### OBJECTIVE
Give back the full listing verbatim, apart from its images.
=======
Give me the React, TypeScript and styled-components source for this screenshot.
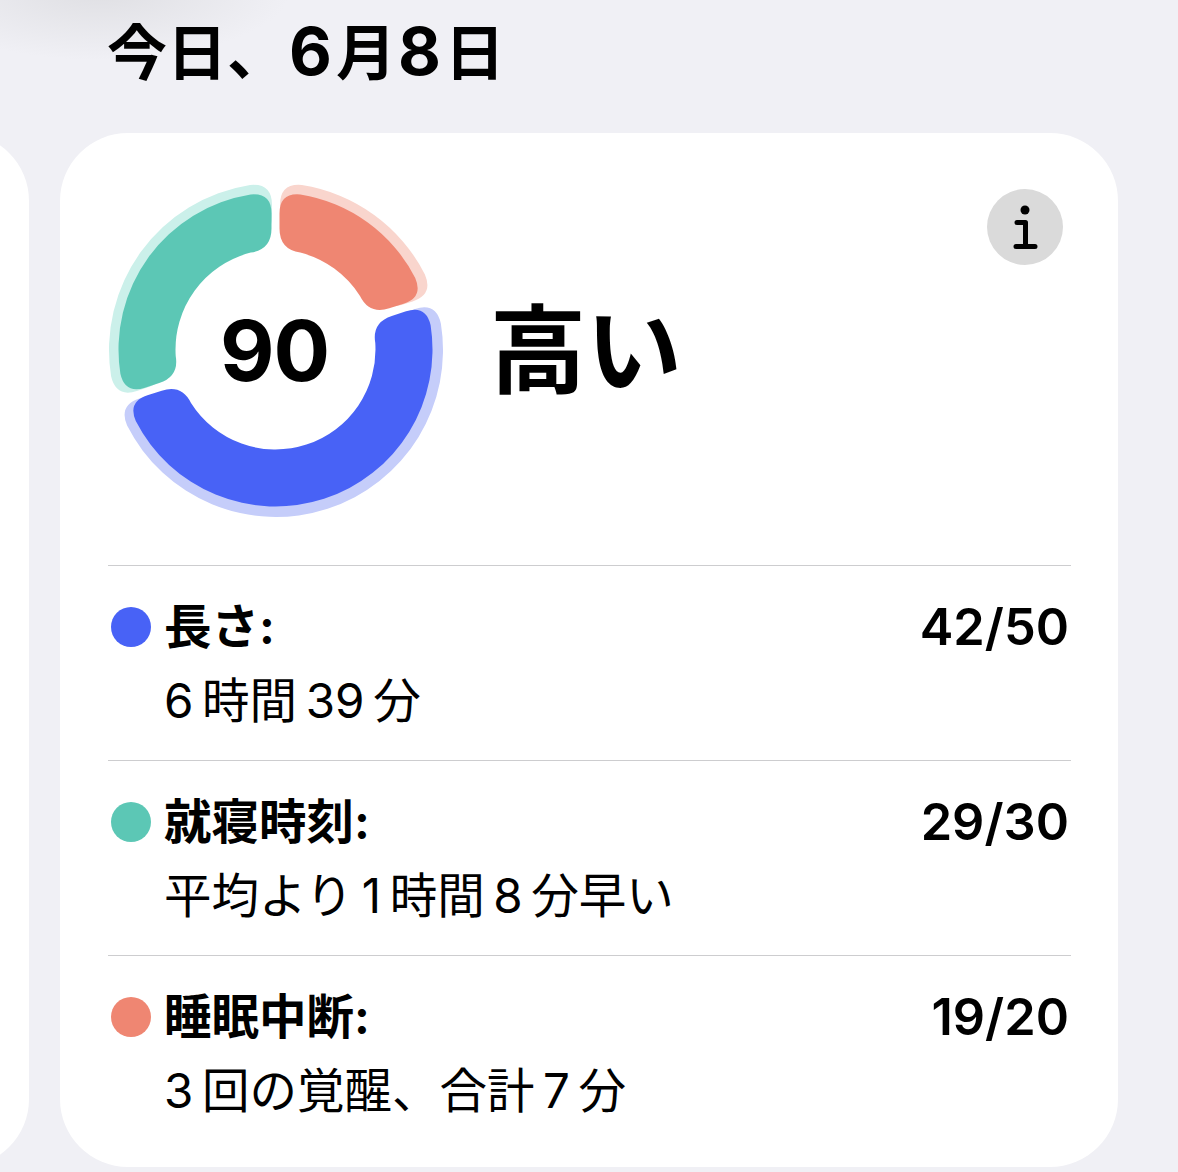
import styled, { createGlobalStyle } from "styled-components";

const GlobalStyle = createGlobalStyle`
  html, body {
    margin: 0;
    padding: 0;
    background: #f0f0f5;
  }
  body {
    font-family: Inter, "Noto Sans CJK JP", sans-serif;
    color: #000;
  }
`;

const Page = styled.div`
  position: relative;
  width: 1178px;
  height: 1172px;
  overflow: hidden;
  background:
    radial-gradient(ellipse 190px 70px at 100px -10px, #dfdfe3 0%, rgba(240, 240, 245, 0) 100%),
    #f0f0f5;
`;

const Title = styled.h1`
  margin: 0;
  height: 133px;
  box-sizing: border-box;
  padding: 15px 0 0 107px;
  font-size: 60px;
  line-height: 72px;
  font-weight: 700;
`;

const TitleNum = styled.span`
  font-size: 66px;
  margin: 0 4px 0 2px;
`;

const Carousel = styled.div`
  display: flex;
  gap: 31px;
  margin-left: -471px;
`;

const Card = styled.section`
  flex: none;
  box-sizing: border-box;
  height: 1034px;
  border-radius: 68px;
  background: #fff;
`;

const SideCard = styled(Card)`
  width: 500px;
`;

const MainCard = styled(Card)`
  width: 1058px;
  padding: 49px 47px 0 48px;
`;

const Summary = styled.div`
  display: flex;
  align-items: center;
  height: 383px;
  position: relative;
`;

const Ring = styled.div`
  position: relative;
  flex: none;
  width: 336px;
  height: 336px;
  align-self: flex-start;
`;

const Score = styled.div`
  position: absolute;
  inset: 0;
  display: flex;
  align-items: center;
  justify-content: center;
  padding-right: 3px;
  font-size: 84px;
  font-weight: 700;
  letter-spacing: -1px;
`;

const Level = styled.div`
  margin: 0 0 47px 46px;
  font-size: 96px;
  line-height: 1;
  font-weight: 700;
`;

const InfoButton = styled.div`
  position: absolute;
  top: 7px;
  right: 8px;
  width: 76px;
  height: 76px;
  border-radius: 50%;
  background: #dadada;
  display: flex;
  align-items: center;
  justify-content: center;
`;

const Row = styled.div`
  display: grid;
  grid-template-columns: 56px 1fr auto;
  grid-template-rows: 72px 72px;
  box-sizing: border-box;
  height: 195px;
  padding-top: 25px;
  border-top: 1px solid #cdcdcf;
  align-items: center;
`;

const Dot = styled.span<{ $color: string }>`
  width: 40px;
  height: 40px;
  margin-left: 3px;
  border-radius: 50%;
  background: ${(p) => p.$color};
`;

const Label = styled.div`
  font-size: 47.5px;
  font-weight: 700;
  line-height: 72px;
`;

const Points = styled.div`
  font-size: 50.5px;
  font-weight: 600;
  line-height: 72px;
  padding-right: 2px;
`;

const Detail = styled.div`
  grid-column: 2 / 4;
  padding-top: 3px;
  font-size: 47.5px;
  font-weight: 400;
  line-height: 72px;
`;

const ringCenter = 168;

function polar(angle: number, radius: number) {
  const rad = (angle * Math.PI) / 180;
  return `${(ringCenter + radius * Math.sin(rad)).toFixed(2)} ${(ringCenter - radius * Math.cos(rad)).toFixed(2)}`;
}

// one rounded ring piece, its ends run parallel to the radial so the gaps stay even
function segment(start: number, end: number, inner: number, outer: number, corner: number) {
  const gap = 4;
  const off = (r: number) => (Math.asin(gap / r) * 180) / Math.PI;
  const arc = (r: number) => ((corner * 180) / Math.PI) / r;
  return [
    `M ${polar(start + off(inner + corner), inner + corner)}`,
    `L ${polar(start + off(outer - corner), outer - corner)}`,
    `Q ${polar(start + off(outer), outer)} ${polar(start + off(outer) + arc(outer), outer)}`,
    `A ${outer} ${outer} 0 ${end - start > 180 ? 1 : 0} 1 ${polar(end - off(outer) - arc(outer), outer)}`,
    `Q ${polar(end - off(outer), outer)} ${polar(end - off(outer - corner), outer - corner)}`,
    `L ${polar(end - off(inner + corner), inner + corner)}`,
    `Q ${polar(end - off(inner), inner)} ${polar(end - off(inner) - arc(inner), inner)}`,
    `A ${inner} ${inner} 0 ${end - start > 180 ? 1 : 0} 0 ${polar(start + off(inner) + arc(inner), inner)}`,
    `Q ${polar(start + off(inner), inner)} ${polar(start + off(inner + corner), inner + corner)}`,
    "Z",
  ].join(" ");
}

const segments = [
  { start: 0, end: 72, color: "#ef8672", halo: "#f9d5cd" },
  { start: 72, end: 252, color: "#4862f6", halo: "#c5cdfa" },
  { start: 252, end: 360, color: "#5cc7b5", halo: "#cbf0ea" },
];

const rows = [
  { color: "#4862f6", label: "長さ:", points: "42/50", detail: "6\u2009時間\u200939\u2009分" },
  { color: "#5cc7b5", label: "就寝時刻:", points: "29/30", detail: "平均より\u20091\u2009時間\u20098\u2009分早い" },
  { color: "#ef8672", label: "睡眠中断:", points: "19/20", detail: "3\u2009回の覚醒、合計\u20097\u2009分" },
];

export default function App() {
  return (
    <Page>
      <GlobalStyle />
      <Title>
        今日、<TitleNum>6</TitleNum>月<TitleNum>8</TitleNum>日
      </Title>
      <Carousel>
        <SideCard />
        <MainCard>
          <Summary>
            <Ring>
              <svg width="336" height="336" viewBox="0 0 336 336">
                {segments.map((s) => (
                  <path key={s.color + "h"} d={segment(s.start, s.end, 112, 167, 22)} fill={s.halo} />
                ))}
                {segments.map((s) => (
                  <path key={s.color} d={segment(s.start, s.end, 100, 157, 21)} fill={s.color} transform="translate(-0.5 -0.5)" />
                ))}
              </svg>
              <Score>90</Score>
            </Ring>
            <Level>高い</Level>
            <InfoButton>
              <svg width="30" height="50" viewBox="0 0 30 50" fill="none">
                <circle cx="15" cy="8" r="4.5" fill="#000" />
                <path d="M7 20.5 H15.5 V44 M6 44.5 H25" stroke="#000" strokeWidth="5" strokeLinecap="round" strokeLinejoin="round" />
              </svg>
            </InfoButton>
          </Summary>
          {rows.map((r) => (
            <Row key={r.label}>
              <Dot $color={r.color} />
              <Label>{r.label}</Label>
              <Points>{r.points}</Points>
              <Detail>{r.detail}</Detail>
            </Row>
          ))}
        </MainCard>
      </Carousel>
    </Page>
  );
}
=======
### RIGHT ANSWER
Give me the React, TypeScript and styled-components source for this screenshot.
import styled, { createGlobalStyle } from "styled-components";

const GlobalStyle = createGlobalStyle`
  html, body {
    margin: 0;
    padding: 0;
    background: #f0f0f5;
  }
  body {
    font-family: Inter, "Noto Sans CJK JP", sans-serif;
    color: #000;
  }
`;

const Page = styled.div`
  position: relative;
  width: 1178px;
  height: 1172px;
  overflow: hidden;
  background:
    radial-gradient(ellipse 190px 70px at 100px -10px, #dfdfe3 0%, rgba(240, 240, 245, 0) 100%),
    #f0f0f5;
`;

const Title = styled.h1`
  margin: 0;
  height: 133px;
  box-sizing: border-box;
  padding: 15px 0 0 107px;
  font-size: 60px;
  line-height: 72px;
  font-weight: 700;
`;

const TitleNum = styled.span`
  font-size: 66px;
  margin: 0 4px 0 2px;
`;

const Carousel = styled.div`
  display: flex;
  gap: 31px;
  margin-left: -471px;
`;

const Card = styled.section`
  flex: none;
  box-sizing: border-box;
  height: 1034px;
  border-radius: 68px;
  background: #fff;
`;

const SideCard = styled(Card)`
  width: 500px;
`;

const MainCard = styled(Card)`
  width: 1058px;
  padding: 49px 47px 0 48px;
`;

const Summary = styled.div`
  display: flex;
  align-items: center;
  height: 383px;
  position: relative;
`;

const Ring = styled.div`
  position: relative;
  flex: none;
  width: 336px;
  height: 336px;
  align-self: flex-start;
`;

const Score = styled.div`
  position: absolute;
  inset: 0;
  display: flex;
  align-items: center;
  justify-content: center;
  padding-right: 3px;
  font-size: 84px;
  font-weight: 700;
  letter-spacing: -1px;
`;

const Level = styled.div`
  margin: 0 0 47px 46px;
  font-size: 96px;
  line-height: 1;
  font-weight: 700;
`;

const InfoButton = styled.div`
  position: absolute;
  top: 7px;
  right: 8px;
  width: 76px;
  height: 76px;
  border-radius: 50%;
  background: #dadada;
  display: flex;
  align-items: center;
  justify-content: center;
`;

const Row = styled.div`
  display: grid;
  grid-template-columns: 56px 1fr auto;
  grid-template-rows: 72px 72px;
  box-sizing: border-box;
  height: 195px;
  padding-top: 25px;
  border-top: 1px solid #cdcdcf;
  align-items: center;
`;

const Dot = styled.span<{ $color: string }>`
  width: 40px;
  height: 40px;
  margin-left: 3px;
  border-radius: 50%;
  background: ${(p) => p.$color};
`;

const Label = styled.div`
  font-size: 47.5px;
  font-weight: 700;
  line-height: 72px;
`;

const Points = styled.div`
  font-size: 50.5px;
  font-weight: 600;
  line-height: 72px;
  padding-right: 2px;
`;

const Detail = styled.div`
  grid-column: 2 / 4;
  padding-top: 3px;
  font-size: 47.5px;
  font-weight: 400;
  line-height: 72px;
`;

const ringCenter = 168;

function polar(angle: number, radius: number) {
  const rad = (angle * Math.PI) / 180;
  return `${(ringCenter + radius * Math.sin(rad)).toFixed(2)} ${(ringCenter - radius * Math.cos(rad)).toFixed(2)}`;
}

// one rounded ring piece, its ends run parallel to the radial so the gaps stay even
function segment(start: number, end: number, inner: number, outer: number, corner: number) {
  const gap = 4;
  const off = (r: number) => (Math.asin(gap / r) * 180) / Math.PI;
  const arc = (r: number) => ((corner * 180) / Math.PI) / r;
  return [
    `M ${polar(start + off(inner + corner), inner + corner)}`,
    `L ${polar(start + off(outer - corner), outer - corner)}`,
    `Q ${polar(start + off(outer), outer)} ${polar(start + off(outer) + arc(outer), outer)}`,
    `A ${outer} ${outer} 0 ${end - start > 180 ? 1 : 0} 1 ${polar(end - off(outer) - arc(outer), outer)}`,
    `Q ${polar(end - off(outer), outer)} ${polar(end - off(outer - corner), outer - corner)}`,
    `L ${polar(end - off(inner + corner), inner + corner)}`,
    `Q ${polar(end - off(inner), inner)} ${polar(end - off(inner) - arc(inner), inner)}`,
    `A ${inner} ${inner} 0 ${end - start > 180 ? 1 : 0} 0 ${polar(start + off(inner) + arc(inner), inner)}`,
    `Q ${polar(start + off(inner), inner)} ${polar(start + off(inner + corner), inner + corner)}`,
    "Z",
  ].join(" ");
}

const segments = [
  { start: 0, end: 72, color: "#ef8672", halo: "#f9d5cd" },
  { start: 72, end: 252, color: "#4862f6", halo: "#c5cdfa" },
  { start: 252, end: 360, color: "#5cc7b5", halo: "#cbf0ea" },
];

const rows = [
  { color: "#4862f6", label: "長さ:", points: "42/50", detail: "6\u2009時間\u200939\u2009分" },
  { color: "#5cc7b5", label: "就寝時刻:", points: "29/30", detail: "平均より\u20091\u2009時間\u20098\u2009分早い" },
  { color: "#ef8672", label: "睡眠中断:", points: "19/20", detail: "3\u2009回の覚醒、合計\u20097\u2009分" },
];

export default function App() {
  return (
    <Page>
      <GlobalStyle />
      <Title>
        今日、<TitleNum>6</TitleNum>月<TitleNum>8</TitleNum>日
      </Title>
      <Carousel>
        <SideCard />
        <MainCard>
          <Summary>
            <Ring>
              <svg width="336" height="336" viewBox="0 0 336 336">
                {segments.map((s) => (
                  <path key={s.color + "h"} d={segment(s.start, s.end, 112, 167, 22)} fill={s.halo} />
                ))}
                {segments.map((s) => (
                  <path key={s.color} d={segment(s.start, s.end, 100, 157, 21)} fill={s.color} transform="translate(-0.5 -0.5)" />
                ))}
              </svg>
              <Score>90</Score>
            </Ring>
            <Level>高い</Level>
            <InfoButton>
              <svg width="30" height="50" viewBox="0 0 30 50" fill="none">
                <circle cx="15" cy="8" r="4.5" fill="#000" />
                <path d="M7 20.5 H15.5 V44 M6 44.5 H25" stroke="#000" strokeWidth="5" strokeLinecap="round" strokeLinejoin="round" />
              </svg>
            </InfoButton>
          </Summary>
          {rows.map((r) => (
            <Row key={r.label}>
              <Dot $color={r.color} />
              <Label>{r.label}</Label>
              <Points>{r.points}</Points>
              <Detail>{r.detail}</Detail>
            </Row>
          ))}
        </MainCard>
      </Carousel>
    </Page>
  );
}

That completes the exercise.